Read more about this new generation of HIV vaccine candidates.

T-cell immunogens

IAVI also supports research into vaccine approaches that are intended primarily to elicit broadly reactive, potent antiviral T-cell responses against HIV. Some of the most promising T-cell immunogens in development are specifically designed to address the global diversity of HIV. IAVI is supporting the clinical development of one of these approaches, a so-called conserved HIV immunogen, which combines portions of the virus, or viral epitopes, that are consistent across most of the genetically distinct variants of HIV currently in circulation.

Through its African-led science initiative known as VISTA, IAVI and its clinical research partners are also helping to guide the design and assessment of next-generation T-cell immunogens. The VISTA consortia are also involved in efforts to identify the types of T-cell responses that are associated with the spontaneous control of HIV infection that occurs among a certain subset of infected individuals known as elite controllers.

Innovative HIV vaccine technologies

An important research initiative at IAVI involves vaccine technologies that make it possible to deliver immunogens into the body efficiently and effectively. Two technologies to accomplish this goal are being investigated by IAVI and its partners.

One technology is to use a replicating viral vector, and researchers at IAVI are primarily focusing on vesicular stomatitis virus (VSV). They are working on a recombinant VSV vector that incorporates an HIV Envelope gene and are testing it in preclinical studies. The rVSV vector with the HIV gene insert is designed to be used as a preventive vaccine, but this approach may also have therapeutic applications. IAVI also has rVSV-vectored vaccine candidates in development for Lassa fever, Marburg virus disease, Ebola Sudan virus disease, and COVID-19.

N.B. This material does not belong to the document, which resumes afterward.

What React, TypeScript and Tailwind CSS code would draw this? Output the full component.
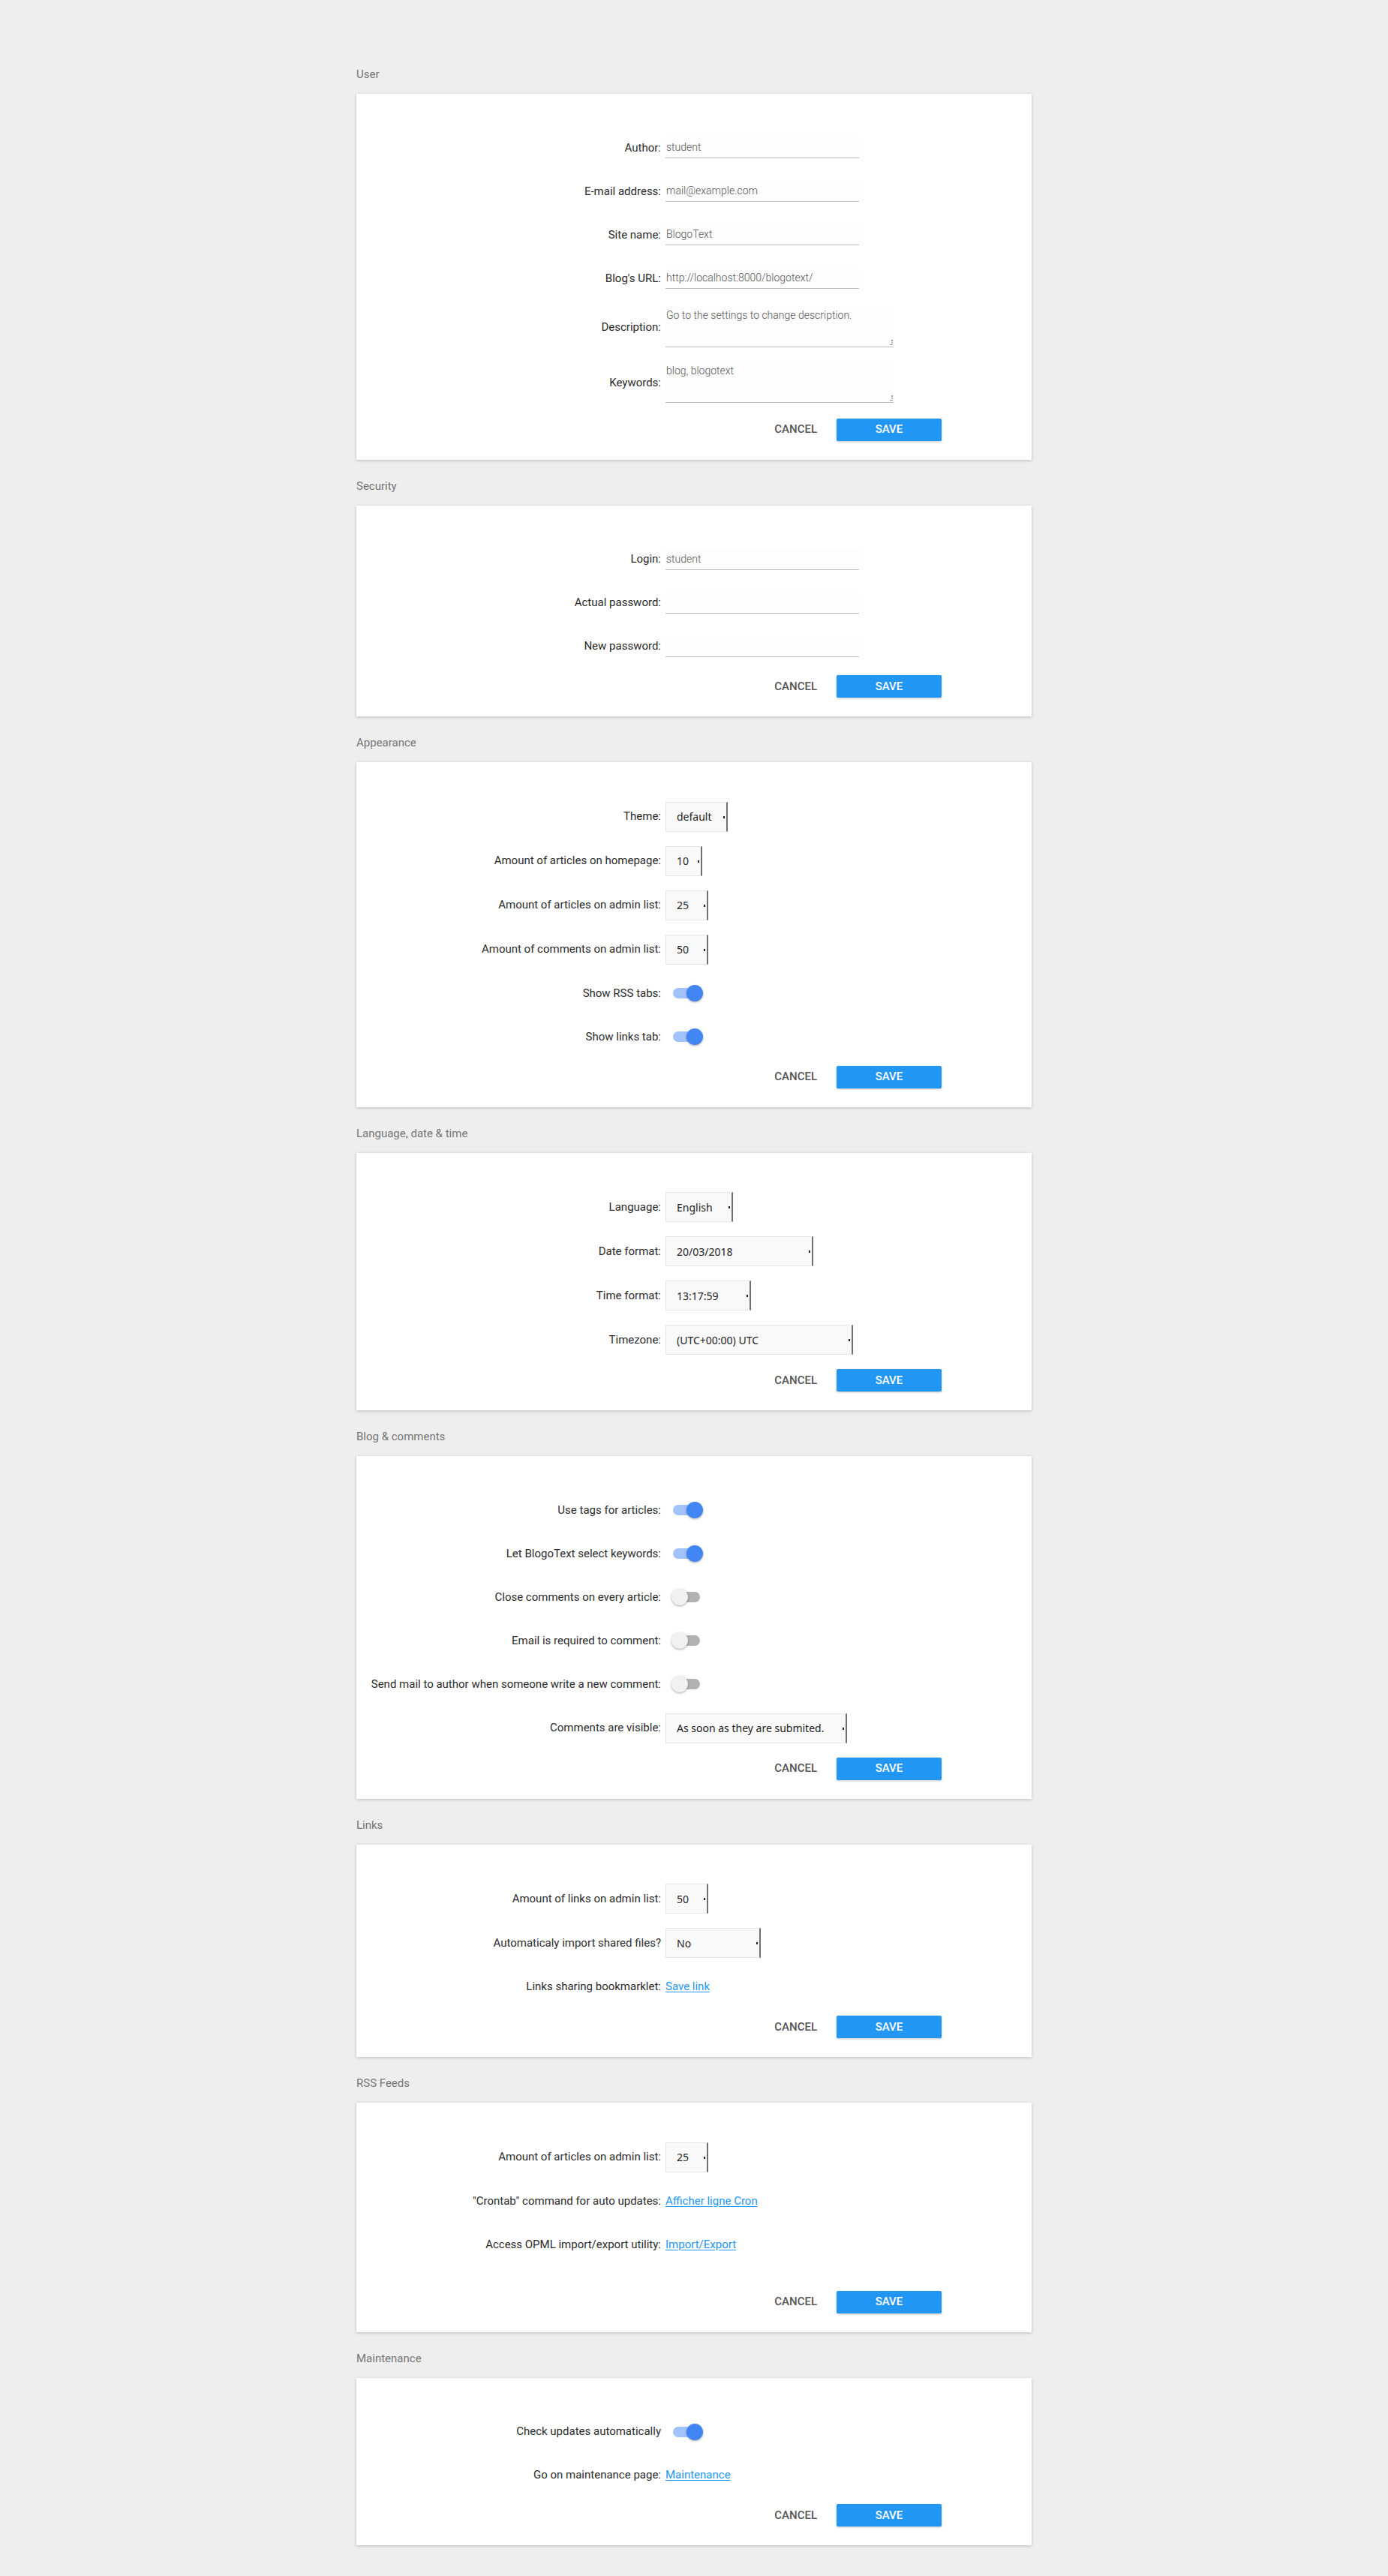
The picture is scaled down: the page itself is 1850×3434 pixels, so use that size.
import React from "react";

type Field =
  | { kind: "input"; label: string; value?: string }
  | { kind: "textarea"; label: string; value: string; row: string }
  | { kind: "select"; label: string; value: string; w: string }
  | { kind: "toggle"; label: string; on: boolean }
  | { kind: "link"; label: string; text: string }
  | { kind: "spacer" };

interface SectionData {
  title: string;
  fields: Field[];
}

const sections: SectionData[] = [
  {
    title: "User",
    fields: [
      { kind: "input", label: "Author:", value: "student" },
      { kind: "input", label: "E-mail address:", value: "mail@example.com" },
      { kind: "input", label: "Site name:", value: "BlogoText" },
      { kind: "input", label: "Blog's URL:", value: "http://localhost:8000/blogotext/" },
      { kind: "textarea", label: "Description:", value: "Go to the settings to change description.", row: "h-[72px]" },
      { kind: "textarea", label: "Keywords:", value: "blog, blogotext", row: "h-[76px]" },
    ],
  },
  {
    title: "Security",
    fields: [
      { kind: "input", label: "Login:", value: "student" },
      { kind: "input", label: "Actual password:" },
      { kind: "input", label: "New password:" },
    ],
  },
  {
    title: "Appearance",
    fields: [
      { kind: "select", label: "Theme:", value: "default", w: "w-[83px]" },
      { kind: "select", label: "Amount of articles on homepage:", value: "10", w: "w-[49px]" },
      { kind: "select", label: "Amount of articles on admin list:", value: "25", w: "w-[57px]" },
      { kind: "select", label: "Amount of comments on admin list:", value: "50", w: "w-[57px]" },
      { kind: "toggle", label: "Show RSS tabs:", on: true },
      { kind: "toggle", label: "Show links tab:", on: true },
    ],
  },
  {
    title: "Language, date & time",
    fields: [
      { kind: "select", label: "Language:", value: "English", w: "w-[90px]" },
      { kind: "select", label: "Date format:", value: "20/03/2018", w: "w-[197px]" },
      { kind: "select", label: "Time format:", value: "13:17:59", w: "w-[114px]" },
      { kind: "select", label: "Timezone:", value: "(UTC+00:00) UTC", w: "w-[250px]" },
    ],
  },
  {
    title: "Blog & comments",
    fields: [
      { kind: "toggle", label: "Use tags for articles:", on: true },
      { kind: "toggle", label: "Let BlogoText select keywords:", on: true },
      { kind: "toggle", label: "Close comments on every article:", on: false },
      { kind: "toggle", label: "Email is required to comment:", on: false },
      { kind: "toggle", label: "Send mail to author when someone write a new comment:", on: false },
      { kind: "select", label: "Comments are visible:", value: "As soon as they are submited.", w: "w-[242px]" },
    ],
  },
  {
    title: "Links",
    fields: [
      { kind: "select", label: "Amount of links on admin list:", value: "50", w: "w-[57px]" },
      { kind: "select", label: "Automaticaly import shared files?", value: "No", w: "w-[127px]" },
      { kind: "link", label: "Links sharing bookmarklet:", text: "Save link" },
    ],
  },
  {
    title: "RSS Feeds",
    fields: [
      { kind: "select", label: "Amount of articles on admin list:", value: "25", w: "w-[57px]" },
      { kind: "link", label: "\"Crontab\" command for auto updates:", text: "Afficher ligne Cron" },
      { kind: "link", label: "Access OPML import/export utility:", text: "Import/Export" },
      { kind: "spacer" },
    ],
  },
  {
    title: "Maintenance",
    fields: [
      { kind: "toggle", label: "Check updates automatically", on: true },
      { kind: "link", label: "Go on maintenance page:", text: "Maintenance" },
    ],
  },
];

const Label = ({ children }: { children: React.ReactNode }) => (
  <div className="w-[412px] shrink-0 pr-[6px] text-right text-[15px] text-[#2b2b2b]">{children}</div>
);

const Switch = ({ on }: { on: boolean }) => (
  <div className="relative ml-[10px] w-[40px] h-[22px]">
    <div
      className={`absolute left-0 top-[4px] w-[36px] h-[14px] rounded-full ${
        on ? "bg-[#a1c2fa]" : "bg-[#b2b2b2]"
      }`}
    />
    <div
      className={`absolute top-0 w-[22px] h-[22px] rounded-full shadow-[0_1px_3px_rgba(0,0,0,0.35)] ${
        on ? "left-[18px] bg-[#4285f4]" : "left-[-2px] bg-[#f1f1f1]"
      }`}
    />
  </div>
);

const FieldRow = ({ field }: { field: Field }) => {
  if (field.kind === "spacer") return <div className="h-[23px]" />;

  if (field.kind === "input") {
    return (
      <div className="flex items-center h-[58px]">
        <Label>{field.label}</Label>
        <div className="w-[258px] h-[28px] flex items-center px-[1px] bg-[#fdfdfd] border-b border-[#bdbdbd] text-[14px] font-light text-[#555]">
          {field.value}
        </div>
      </div>
    );
  }

  if (field.kind === "textarea") {
    return (
      <div className={`flex items-center ${field.row}`}>
        <Label>{field.label}</Label>
        <div className="relative w-[304px] h-[54px] pt-[2px] px-[1px] bg-[#fdfdfd] border-b border-[#bdbdbd] text-[14px] leading-[18px] font-light text-[#555]">
          {field.value}
          <div className="absolute right-[1px] bottom-[2px] flex flex-col items-end gap-[1px]">
            <div className="w-[2px] h-[2px] bg-[#999]" />
            <div className="w-[2px] h-[2px] bg-[#bbb]" />
            <div className="w-[4px] h-[1px] bg-[#999]" />
          </div>
        </div>
      </div>
    );
  }

  if (field.kind === "select") {
    return (
      <div className="flex items-center h-[59px]">
        <Label>{field.label}</Label>
        <div
          className={`relative ${field.w} h-[40px] flex items-center pl-[14px] bg-[#f9f9f9] border border-[#e6e6e6] border-r-2 border-r-[#707070] text-[14px] text-[#222] [font-family:'Noto_Sans',sans-serif] whitespace-nowrap`}
        >
          {field.value}
          <div className="absolute right-[2px] top-[18px] w-[2px] h-[3px] bg-[#222]" />
        </div>
      </div>
    );
  }

  if (field.kind === "toggle") {
    return (
      <div className="flex items-center h-[58px]">
        <Label>{field.label}</Label>
        <Switch on={field.on} />
      </div>
    );
  }

  return (
    <div className="flex items-center h-[58px]">
      <Label>{field.label}</Label>
      <a href="#" className="text-[15px] text-[#2196f3] underline underline-offset-2">
        {field.text}
      </a>
    </div>
  );
};

const Section = ({ data }: { data: SectionData }) => (
  <section>
    <h2 className="h-[20px] leading-[20px] mb-[16px] text-[15px] text-[#757575]">{data.title}</h2>
    <div className="bg-white pt-[43px] pb-[15.5px] shadow-[0_1px_4px_rgba(0,0,0,0.22)]">
      {data.fields.map((f, i) => (
        <FieldRow key={i} field={f} />
      ))}
      <div className="flex items-center justify-end h-[49px] pr-[120px]">
        <button className="h-[30px] px-[16px] mr-[10px] text-[15px] font-medium uppercase text-[#555]">
          Cancel
        </button>
        <button className="w-[140px] h-[30px] rounded-[2px] bg-[#2196f3] text-[15px] font-medium uppercase text-white shadow-[0_1px_3px_rgba(0,0,0,0.25)]">
          Save
        </button>
      </div>
    </div>
  </section>
);

export default function App() {
  return (
    <div className="min-h-screen bg-[#eeeeee] pt-[89px] pb-[41px] [font-family:Roboto,'Liberation_Sans',sans-serif]">
      <div className="w-[900px] mx-auto flex flex-col gap-[25px]">
        {sections.map((s) => (
          <Section key={s.title} data={s} />
        ))}
      </div>
    </div>
  );
}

The second technology IAVI is exploring as a way to deliver vaccine immunogens is messenger RNA (mRNA). mRNA directs synthesis of proteins inside cells that your body needs to perform its many functions. It was first used in licensed vaccines for COVID-19, and safely delivers instructions to cells to produce a SARS-CoV-2 protein that stimulates a protective immune response. In IAVI G002 and IAVI G003, IAVI and biotechnology company Moderna are investigating the use of mRNA to deliver HIV antigens and elicit targeted immune responses.